Our Caribbean Agave has been cultivated for so long that several important cultivars have been developed, including some that are important sources of fiber -- though most commercial agave fiber comes from yet another species, Agave Sisalana. Numerous ornamental cultivars of the Caribbean Agave are planted throughout the world, including 'Marginata' with white blade margins and a particularly pale form often called Agave Angustifolia Woodrowii.
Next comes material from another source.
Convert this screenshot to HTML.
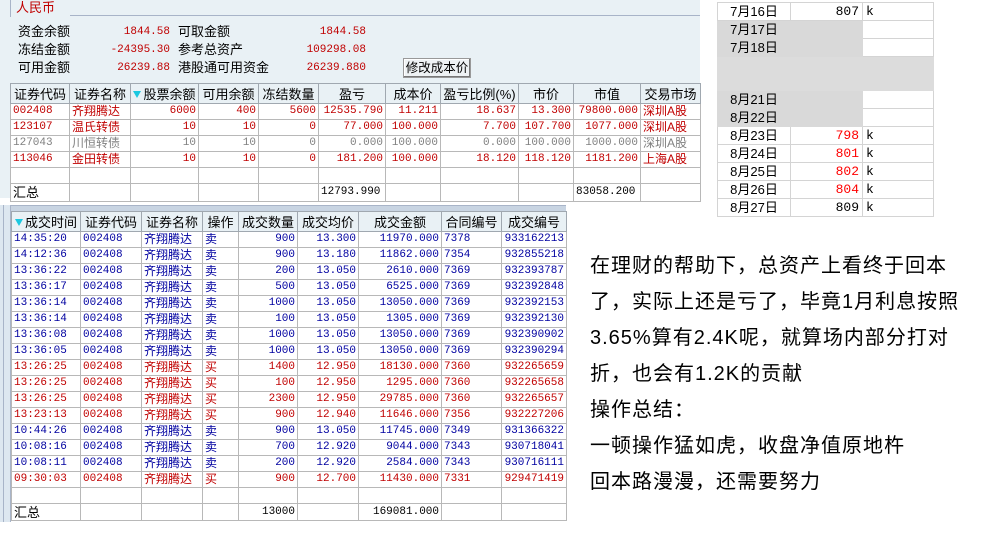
<!DOCTYPE html>
<html><head><meta charset="utf-8"><style>
*{margin:0;padding:0;box-sizing:border-box}
body{width:991px;height:555px;background:#fff;position:relative;overflow:hidden;font-family:"Liberation Sans","Noto Sans CJK SC",sans-serif;font-size:12px;color:#000}
.abs{position:absolute}
table{border-collapse:collapse;table-layout:fixed;position:absolute}
td{height:16px;line-height:15px;border:1px solid #b8b8b8;padding:0 2px;white-space:nowrap;overflow:hidden}
th{font-weight:normal;background:#e9f1f5;border:1px solid #a0a8b0;height:20px;padding:0 2px;font-size:13px;white-space:nowrap;overflow:hidden}
.r{text-align:right}.c{text-align:center}
.red td{color:#c00000}.gry td{color:#808080}.blu td{color:#0000a0}
.n{font-family:"Liberation Mono",monospace;font-size:11px}
.tri{display:inline-block;width:0;height:0;border-left:4px solid transparent;border-right:4px solid transparent;border-top:7px solid #1cc8e0;margin-right:2px;vertical-align:1px}
#right td{height:18px;border:1px solid #d4d4d4;font-size:13px;padding:0 3px;line-height:17px}
.g{background:#d9d9d9}
.txt{font-size:20px;line-height:36px;letter-spacing:1px;white-space:nowrap}
</style></head><body>
<div class="abs" style="left:0;top:0;width:700px;height:198px;background:#e9f1f5"></div>
<div class="abs" style="left:10px;top:0;width:690px;height:16px;border-bottom:1px solid #a8b4c8"></div>
<div class="abs" style="left:10px;top:0;width:60px;height:17px;background:#e9f1f5;border-left:1px solid #a8b4c8;color:#c00000;font-size:13px;padding-left:5px;line-height:15px">人民币</div>
<div class="abs" style="left:18px;top:23px;font-size:13px;line-height:18px">资金余额<br>冻结金额<br>可用金额</div>
<div class="abs n r" style="left:90px;top:23px;width:80px;color:#c00000;line-height:18px">1844.58<br>-24395.30<br>26239.88</div>
<div class="abs" style="left:178px;top:23px;font-size:13px;line-height:18px">可取金额<br>参考总资产<br>港股通可用资金</div>
<div class="abs n r" style="left:286px;top:23px;width:80px;color:#c00000;line-height:18px">1844.58<br>109298.08<br>26239.880</div>
<div class="abs" style="left:403px;top:58px;width:68px;height:20px;background:#eef2f4;border:1px solid #999;box-shadow:inset -1px -1px #777,inset 1px 1px #fff;font-size:12.5px;text-align:center;line-height:18px">修改成本价</div>
<table style="left:10px;top:83px;width:690px">
<colgroup><col style="width:59px"><col style="width:61px"><col style="width:68px"><col style="width:60px"><col style="width:60px"><col style="width:67px"><col style="width:55px"><col style="width:78px"><col style="width:55px"><col style="width:67px"><col style="width:60px"></colgroup>
<tr><th>证券代码</th><th>证券名称</th><th><span class="tri"></span>股票余额</th><th>可用余额</th><th>冻结数量</th><th>盈亏</th><th>成本价</th><th>盈亏比例(%)</th><th>市价</th><th>市值</th><th>交易市场</th></tr>
<tr class="red" style="background:#fff"><td class="n">002408</td><td>齐翔腾达</td><td class="r n">6000</td><td class="r n">400</td><td class="r n">5600</td><td class="r n">12535.790</td><td class="r n">11.211</td><td class="r n">18.637</td><td class="r n">13.300</td><td class="r n">79800.000</td><td>深圳A股</td></tr>
<tr class="red" style="background:#fff"><td class="n">123107</td><td>温氏转债</td><td class="r n">10</td><td class="r n">10</td><td class="r n">0</td><td class="r n">77.000</td><td class="r n">100.000</td><td class="r n">7.700</td><td class="r n">107.700</td><td class="r n">1077.000</td><td>深圳A股</td></tr>
<tr class="gry" style="background:#fff"><td class="n">127043</td><td>川恒转债</td><td class="r n">10</td><td class="r n">10</td><td class="r n">0</td><td class="r n">0.000</td><td class="r n">100.000</td><td class="r n">0.000</td><td class="r n">100.000</td><td class="r n">1000.000</td><td>深圳A股</td></tr>
<tr class="red" style="background:#fff"><td class="n">113046</td><td>金田转债</td><td class="r n">10</td><td class="r n">10</td><td class="r n">0</td><td class="r n">181.200</td><td class="r n">100.000</td><td class="r n">18.120</td><td class="r n">118.120</td><td class="r n">1181.200</td><td>上海A股</td></tr>
<tr style="background:#fff"><td></td><td></td><td></td><td></td><td></td><td></td><td></td><td></td><td></td><td></td><td></td></tr>
<tr style="background:#fff"><td style="height:18px;font-size:13px">汇总</td><td></td><td></td><td></td><td></td><td class="n">12793.990</td><td></td><td></td><td></td><td class="n">83058.200</td><td></td></tr>
</table>
<div class="abs" style="left:0;top:205px;width:566px;height:6px;background:#c8d4e2;border-top:1px solid #a8b4c8"></div>
<div class="abs" style="left:0;top:205px;width:11px;height:317px;background:#dde7f0;border-right:1px solid #a8b4c8"></div>
<div class="abs" style="left:3px;top:205px;width:1px;height:317px;background:#a8b4c8"></div>
<table style="left:11px;top:211px;width:555px">
<colgroup><col style="width:69px"><col style="width:61px"><col style="width:61px"><col style="width:36px"><col style="width:59px"><col style="width:61px"><col style="width:83px"><col style="width:60px"><col style="width:65px"></colgroup>
<tr><th><span class="tri"></span>成交时间</th><th>证券代码</th><th>证券名称</th><th>操作</th><th>成交数量</th><th>成交均价</th><th>成交金额</th><th>合同编号</th><th>成交编号</th></tr>
<tr class="blu"><td class="n">14:35:20</td><td class="n">002408</td><td>齐翔腾达</td><td>卖</td><td class="r n">900</td><td class="r n">13.300</td><td class="r n">11970.000</td><td class="n">7378</td><td class="r n">933162213</td></tr>
<tr class="blu"><td class="n">14:12:36</td><td class="n">002408</td><td>齐翔腾达</td><td>卖</td><td class="r n">900</td><td class="r n">13.180</td><td class="r n">11862.000</td><td class="n">7354</td><td class="r n">932855218</td></tr>
<tr class="blu"><td class="n">13:36:22</td><td class="n">002408</td><td>齐翔腾达</td><td>卖</td><td class="r n">200</td><td class="r n">13.050</td><td class="r n">2610.000</td><td class="n">7369</td><td class="r n">932393787</td></tr>
<tr class="blu"><td class="n">13:36:17</td><td class="n">002408</td><td>齐翔腾达</td><td>卖</td><td class="r n">500</td><td class="r n">13.050</td><td class="r n">6525.000</td><td class="n">7369</td><td class="r n">932392848</td></tr>
<tr class="blu"><td class="n">13:36:14</td><td class="n">002408</td><td>齐翔腾达</td><td>卖</td><td class="r n">1000</td><td class="r n">13.050</td><td class="r n">13050.000</td><td class="n">7369</td><td class="r n">932392153</td></tr>
<tr class="blu"><td class="n">13:36:14</td><td class="n">002408</td><td>齐翔腾达</td><td>卖</td><td class="r n">100</td><td class="r n">13.050</td><td class="r n">1305.000</td><td class="n">7369</td><td class="r n">932392130</td></tr>
<tr class="blu"><td class="n">13:36:08</td><td class="n">002408</td><td>齐翔腾达</td><td>卖</td><td class="r n">1000</td><td class="r n">13.050</td><td class="r n">13050.000</td><td class="n">7369</td><td class="r n">932390902</td></tr>
<tr class="blu"><td class="n">13:36:05</td><td class="n">002408</td><td>齐翔腾达</td><td>卖</td><td class="r n">1000</td><td class="r n">13.050</td><td class="r n">13050.000</td><td class="n">7369</td><td class="r n">932390294</td></tr>
<tr class="red"><td class="n">13:26:25</td><td class="n">002408</td><td>齐翔腾达</td><td>买</td><td class="r n">1400</td><td class="r n">12.950</td><td class="r n">18130.000</td><td class="n">7360</td><td class="r n">932265659</td></tr>
<tr class="red"><td class="n">13:26:25</td><td class="n">002408</td><td>齐翔腾达</td><td>买</td><td class="r n">100</td><td class="r n">12.950</td><td class="r n">1295.000</td><td class="n">7360</td><td class="r n">932265658</td></tr>
<tr class="red"><td class="n">13:26:25</td><td class="n">002408</td><td>齐翔腾达</td><td>买</td><td class="r n">2300</td><td class="r n">12.950</td><td class="r n">29785.000</td><td class="n">7360</td><td class="r n">932265657</td></tr>
<tr class="red"><td class="n">13:23:13</td><td class="n">002408</td><td>齐翔腾达</td><td>买</td><td class="r n">900</td><td class="r n">12.940</td><td class="r n">11646.000</td><td class="n">7356</td><td class="r n">932227206</td></tr>
<tr class="blu"><td class="n">10:44:26</td><td class="n">002408</td><td>齐翔腾达</td><td>卖</td><td class="r n">900</td><td class="r n">13.050</td><td class="r n">11745.000</td><td class="n">7349</td><td class="r n">931366322</td></tr>
<tr class="blu"><td class="n">10:08:16</td><td class="n">002408</td><td>齐翔腾达</td><td>卖</td><td class="r n">700</td><td class="r n">12.920</td><td class="r n">9044.000</td><td class="n">7343</td><td class="r n">930718041</td></tr>
<tr class="blu"><td class="n">10:08:11</td><td class="n">002408</td><td>齐翔腾达</td><td>卖</td><td class="r n">200</td><td class="r n">12.920</td><td class="r n">2584.000</td><td class="n">7343</td><td class="r n">930716111</td></tr>
<tr class="red"><td class="n">09:30:03</td><td class="n">002408</td><td>齐翔腾达</td><td>买</td><td class="r n">900</td><td class="r n">12.700</td><td class="r n">11430.000</td><td class="n">7331</td><td class="r n">929471419</td></tr>
<tr><td></td><td></td><td></td><td></td><td></td><td></td><td></td><td></td><td></td></tr>
<tr><td style="height:17px;font-size:13px">汇总</td><td></td><td></td><td></td><td class="r n">13000</td><td></td><td class="r n">169081.000</td><td></td><td></td></tr>
</table>
<table id="right" style="left:717px;top:2px;width:216px">
<colgroup><col style="width:73px"><col style="width:72px"><col style="width:71px"></colgroup>
<tr><td class="c">7月16日</td><td class="r n">807</td><td class="n">k</td></tr>
<tr><td class="c g" style="border-color:#d9d9d9">7月17日</td><td class="g" style="border-color:#d9d9d9"></td><td></td></tr>
<tr><td class="c g" style="border-color:#d9d9d9">7月18日</td><td class="g" style="border-color:#d9d9d9"></td><td></td></tr>
<tr><td colspan="3" style="height:34px;background:#dcdcdc;border-color:#dcdcdc"></td></tr>
<tr><td class="c g" style="border-color:#d9d9d9">8月21日</td><td class="g" style="border-color:#d9d9d9"></td><td></td></tr>
<tr><td class="c g" style="border-color:#d9d9d9">8月22日</td><td class="g" style="border-color:#d9d9d9"></td><td></td></tr>
<tr><td class="c">8月23日</td><td class="r n" style="color:#f00">798</td><td class="n">k</td></tr>
<tr><td class="c">8月24日</td><td class="r n" style="color:#f00">801</td><td class="n">k</td></tr>
<tr><td class="c">8月25日</td><td class="r n" style="color:#f00">802</td><td class="n">k</td></tr>
<tr><td class="c">8月26日</td><td class="r n" style="color:#f00">804</td><td class="n">k</td></tr>
<tr><td class="c">8月27日</td><td class="r n">809</td><td class="n">k</td></tr>
</table>
<div class="abs txt" style="left:590px;top:248px">在理财的帮助下，总资产上看终于回本<br>了，实际上还是亏了，毕竟1月利息按照<br>3.65%算有2.4K呢，就算场内部分打对<br>折，也会有1.2K的贡献<br>操作总结：<br>一顿操作猛如虎，收盘净值原地杵<br>回本路漫漫，还需要努力</div>
</body></html>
This article is adapted from Jim Conrad's Naturalist Newsletter. Jim is a naturalist with years of experience observing the ecology of the Yucatan Peninsula and beyond. The following article is adapted from the November 30, 2014 Newsletter issued from Río Lagartos, on the north-central coast of Yucatan, Mexico. You can find the original article on backyardnature.net
All images and text at the backyardnature.net website, unless identified as produced by someone other than Jim Conrad, are copyright free, in the public domain.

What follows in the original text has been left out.